In the intervening decades, the Stones have learned a few things about an art form created by Southern blacks who migrated North in the middle of the last century. Jagger was often self-deprecating about his blues-inspired vocals, fully aware that there was no way he could possibly match the intensity or experience of the singers whose personal hardships informed the way they performed. As a result, he would often put his own outlandish spin on his blues-inspired songs, exaggerating and mugging, especially in concert. The Stones were never as academic or self-serious as some of the other white British blues bands, led by Alexis Korner and Cyril Davies.
But the Jagger on "Blue & Lonesome" is 73, three years older than Waters was when he died in 1983, and Richards is 72, Watts 75 and guitarist Ronnie Wood 69. In a sense, the Stones have become their elders, and their seasoning as a first-rate blues band is evident.

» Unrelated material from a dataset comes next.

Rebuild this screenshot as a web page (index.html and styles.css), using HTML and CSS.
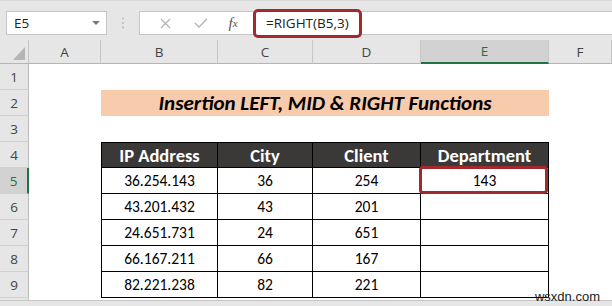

What's more, the new album upends the Jagger narrative that has taken hold in recent decades. The singer has been cast as the pin cushion for a lot of the Stones' musical indifference since the 1970s watershed "Some Girls" — he was ridiculed by Richards in "Life," and is generally seen as the Stones' preening celebrity and resident businessman, in opposition to the more "authentic" Richards, the quintessential rock 'n' roll outlaw. If so, "Blue & Lonesome" is Jagger's vindication.
When Jagger sings "Baby, please come on home to me" on Little Walter's title song, his voice breaks on "please" — a yowl from the gut that a more precious singer might've wanted to retake. He shades the lines on Magic Sam's "All of Your Love" with eroticism or wistfulness in the way he stretches or compresses the syllables. For Lightnin' Slim's "Hoo Doo Blues" he brings a more subdued, sinister tone to the thick, swampy groove. His harp playing turns downright nasty — that's the only way to describe the drone he blasts out over a relentless Watts drum groove on another Little Walter track, "Hate to See You Go."
As for the band itself, it lives by Richards' law of the blues: "you're looking to distort things … the sounds just melt into one another and you've got that beat behind it." Watts' crash cymbal ratchets up the chaos on Howlin' Wolf's unforgiving "Commit a Crime" — it's the kind of song played in a bar where everyone is carrying a switchblade for their own protection. "Just Your Fool" turns the mix of Jagger's harp and the rhythm guitars of Wood and Richards into a freight train, ornamented by Chuck Leavell's piano fills, straight out of the Otis Spann playbook.
This is not a pretty or comforting album. Even Eric Clapton gets in the spirit. Clapton's polished takes on his beloved blues have made most of his recent albums forgettable, but his solo on Little Johnny Taylor's "Everybody Knows About My Good Thing" turns the song's air of paranoia into a five-alarm fire. The arrangement drops off a cliff, and Jagger re-enters. Like the savvy blues disciple he is, he knows not to try to top Clapton's moment. So instead he underplays it, growling and purring over the subtle organ and piano backdrop.
"Call me a plumber, darlin', there must be a leak in my drain," he sings. You can almost see his eyes rolling at the delicious double entendre in the Miles Grayson-Lermon Horton composition. It's the kind of performance that testifies eloquently to the mystery and permanence of an art form that will outlast its makers and the bands like the Stones who not only embraced and learned from it, but endured long enough to eventually embody it themselves.